**DATA BLOCK:**

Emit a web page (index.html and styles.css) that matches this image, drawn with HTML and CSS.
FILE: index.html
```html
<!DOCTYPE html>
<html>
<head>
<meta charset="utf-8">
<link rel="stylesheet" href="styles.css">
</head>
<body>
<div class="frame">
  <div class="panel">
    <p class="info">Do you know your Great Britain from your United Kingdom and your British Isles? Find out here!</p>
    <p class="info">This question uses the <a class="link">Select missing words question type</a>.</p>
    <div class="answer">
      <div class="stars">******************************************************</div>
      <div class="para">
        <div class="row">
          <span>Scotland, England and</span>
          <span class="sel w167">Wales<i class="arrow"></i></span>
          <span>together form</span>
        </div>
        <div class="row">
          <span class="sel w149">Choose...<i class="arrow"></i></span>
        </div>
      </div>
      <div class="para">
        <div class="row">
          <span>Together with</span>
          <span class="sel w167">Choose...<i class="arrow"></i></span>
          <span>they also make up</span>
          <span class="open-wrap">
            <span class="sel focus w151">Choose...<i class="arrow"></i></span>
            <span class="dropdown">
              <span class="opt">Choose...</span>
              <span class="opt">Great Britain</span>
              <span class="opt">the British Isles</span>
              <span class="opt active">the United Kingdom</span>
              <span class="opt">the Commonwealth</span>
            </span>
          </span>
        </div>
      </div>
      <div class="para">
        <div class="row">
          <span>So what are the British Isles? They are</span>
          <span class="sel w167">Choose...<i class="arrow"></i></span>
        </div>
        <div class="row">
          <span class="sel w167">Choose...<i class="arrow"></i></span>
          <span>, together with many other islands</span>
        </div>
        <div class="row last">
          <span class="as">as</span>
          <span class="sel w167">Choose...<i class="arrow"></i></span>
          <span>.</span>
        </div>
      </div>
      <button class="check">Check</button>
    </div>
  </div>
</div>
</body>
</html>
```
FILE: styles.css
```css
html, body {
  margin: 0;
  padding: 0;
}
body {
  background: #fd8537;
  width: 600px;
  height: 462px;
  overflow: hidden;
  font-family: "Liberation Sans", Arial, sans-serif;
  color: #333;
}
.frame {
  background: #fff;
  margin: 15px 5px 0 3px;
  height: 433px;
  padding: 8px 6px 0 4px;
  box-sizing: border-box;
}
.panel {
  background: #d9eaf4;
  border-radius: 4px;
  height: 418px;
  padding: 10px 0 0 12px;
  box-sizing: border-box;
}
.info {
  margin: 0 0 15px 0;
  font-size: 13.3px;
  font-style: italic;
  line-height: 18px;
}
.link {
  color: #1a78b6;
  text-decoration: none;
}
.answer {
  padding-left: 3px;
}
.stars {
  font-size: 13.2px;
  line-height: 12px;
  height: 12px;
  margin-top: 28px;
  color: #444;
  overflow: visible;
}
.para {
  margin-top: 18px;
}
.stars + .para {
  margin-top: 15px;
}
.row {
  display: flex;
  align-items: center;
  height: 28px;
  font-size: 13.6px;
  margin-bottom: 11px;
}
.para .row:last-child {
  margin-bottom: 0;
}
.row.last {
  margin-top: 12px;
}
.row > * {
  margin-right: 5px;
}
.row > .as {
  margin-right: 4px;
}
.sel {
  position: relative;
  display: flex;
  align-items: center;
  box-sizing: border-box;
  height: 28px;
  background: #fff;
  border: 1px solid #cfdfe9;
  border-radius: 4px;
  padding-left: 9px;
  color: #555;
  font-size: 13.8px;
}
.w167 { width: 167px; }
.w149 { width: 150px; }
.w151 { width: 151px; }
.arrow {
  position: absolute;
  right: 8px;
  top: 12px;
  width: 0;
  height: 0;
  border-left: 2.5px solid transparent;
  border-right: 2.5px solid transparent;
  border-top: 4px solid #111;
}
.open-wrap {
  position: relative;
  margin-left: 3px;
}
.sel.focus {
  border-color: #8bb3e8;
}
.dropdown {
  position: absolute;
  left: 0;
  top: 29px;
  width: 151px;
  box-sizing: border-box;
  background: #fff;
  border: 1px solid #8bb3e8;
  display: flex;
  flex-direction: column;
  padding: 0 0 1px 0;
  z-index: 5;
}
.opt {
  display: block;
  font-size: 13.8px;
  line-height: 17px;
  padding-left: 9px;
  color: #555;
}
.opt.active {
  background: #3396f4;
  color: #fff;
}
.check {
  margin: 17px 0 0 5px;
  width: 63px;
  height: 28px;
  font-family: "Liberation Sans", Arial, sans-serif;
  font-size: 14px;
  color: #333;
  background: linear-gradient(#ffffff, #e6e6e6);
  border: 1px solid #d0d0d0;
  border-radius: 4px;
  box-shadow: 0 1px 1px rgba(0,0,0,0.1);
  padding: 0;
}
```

**EXERCISE BRIEF:** Give the listing again, word for word.

**TASK RESULT:**
Emit a web page (index.html and styles.css) that matches this image, drawn with HTML and CSS.
FILE: index.html
```html
<!DOCTYPE html>
<html>
<head>
<meta charset="utf-8">
<link rel="stylesheet" href="styles.css">
</head>
<body>
<div class="frame">
  <div class="panel">
    <p class="info">Do you know your Great Britain from your United Kingdom and your British Isles? Find out here!</p>
    <p class="info">This question uses the <a class="link">Select missing words question type</a>.</p>
    <div class="answer">
      <div class="stars">******************************************************</div>
      <div class="para">
        <div class="row">
          <span>Scotland, England and</span>
          <span class="sel w167">Wales<i class="arrow"></i></span>
          <span>together form</span>
        </div>
        <div class="row">
          <span class="sel w149">Choose...<i class="arrow"></i></span>
        </div>
      </div>
      <div class="para">
        <div class="row">
          <span>Together with</span>
          <span class="sel w167">Choose...<i class="arrow"></i></span>
          <span>they also make up</span>
          <span class="open-wrap">
            <span class="sel focus w151">Choose...<i class="arrow"></i></span>
            <span class="dropdown">
              <span class="opt">Choose...</span>
              <span class="opt">Great Britain</span>
              <span class="opt">the British Isles</span>
              <span class="opt active">the United Kingdom</span>
              <span class="opt">the Commonwealth</span>
            </span>
          </span>
        </div>
      </div>
      <div class="para">
        <div class="row">
          <span>So what are the British Isles? They are</span>
          <span class="sel w167">Choose...<i class="arrow"></i></span>
        </div>
        <div class="row">
          <span class="sel w167">Choose...<i class="arrow"></i></span>
          <span>, together with many other islands</span>
        </div>
        <div class="row last">
          <span class="as">as</span>
          <span class="sel w167">Choose...<i class="arrow"></i></span>
          <span>.</span>
        </div>
      </div>
      <button class="check">Check</button>
    </div>
  </div>
</div>
</body>
</html>
```
FILE: styles.css
```css
html, body {
  margin: 0;
  padding: 0;
}
body {
  background: #fd8537;
  width: 600px;
  height: 462px;
  overflow: hidden;
  font-family: "Liberation Sans", Arial, sans-serif;
  color: #333;
}
.frame {
  background: #fff;
  margin: 15px 5px 0 3px;
  height: 433px;
  padding: 8px 6px 0 4px;
  box-sizing: border-box;
}
.panel {
  background: #d9eaf4;
  border-radius: 4px;
  height: 418px;
  padding: 10px 0 0 12px;
  box-sizing: border-box;
}
.info {
  margin: 0 0 15px 0;
  font-size: 13.3px;
  font-style: italic;
  line-height: 18px;
}
.link {
  color: #1a78b6;
  text-decoration: none;
}
.answer {
  padding-left: 3px;
}
.stars {
  font-size: 13.2px;
  line-height: 12px;
  height: 12px;
  margin-top: 28px;
  color: #444;
  overflow: visible;
}
.para {
  margin-top: 18px;
}
.stars + .para {
  margin-top: 15px;
}
.row {
  display: flex;
  align-items: center;
  height: 28px;
  font-size: 13.6px;
  margin-bottom: 11px;
}
.para .row:last-child {
  margin-bottom: 0;
}
.row.last {
  margin-top: 12px;
}
.row > * {
  margin-right: 5px;
}
.row > .as {
  margin-right: 4px;
}
.sel {
  position: relative;
  display: flex;
  align-items: center;
  box-sizing: border-box;
  height: 28px;
  background: #fff;
  border: 1px solid #cfdfe9;
  border-radius: 4px;
  padding-left: 9px;
  color: #555;
  font-size: 13.8px;
}
.w167 { width: 167px; }
.w149 { width: 150px; }
.w151 { width: 151px; }
.arrow {
  position: absolute;
  right: 8px;
  top: 12px;
  width: 0;
  height: 0;
  border-left: 2.5px solid transparent;
  border-right: 2.5px solid transparent;
  border-top: 4px solid #111;
}
.open-wrap {
  position: relative;
  margin-left: 3px;
}
.sel.focus {
  border-color: #8bb3e8;
}
.dropdown {
  position: absolute;
  left: 0;
  top: 29px;
  width: 151px;
  box-sizing: border-box;
  background: #fff;
  border: 1px solid #8bb3e8;
  display: flex;
  flex-direction: column;
  padding: 0 0 1px 0;
  z-index: 5;
}
.opt {
  display: block;
  font-size: 13.8px;
  line-height: 17px;
  padding-left: 9px;
  color: #555;
}
.opt.active {
  background: #3396f4;
  color: #fff;
}
.check {
  margin: 17px 0 0 5px;
  width: 63px;
  height: 28px;
  font-family: "Liberation Sans", Arial, sans-serif;
  font-size: 14px;
  color: #333;
  background: linear-gradient(#ffffff, #e6e6e6);
  border: 1px solid #d0d0d0;
  border-radius: 4px;
  box-shadow: 0 1px 1px rgba(0,0,0,0.1);
  padding: 0;
}
```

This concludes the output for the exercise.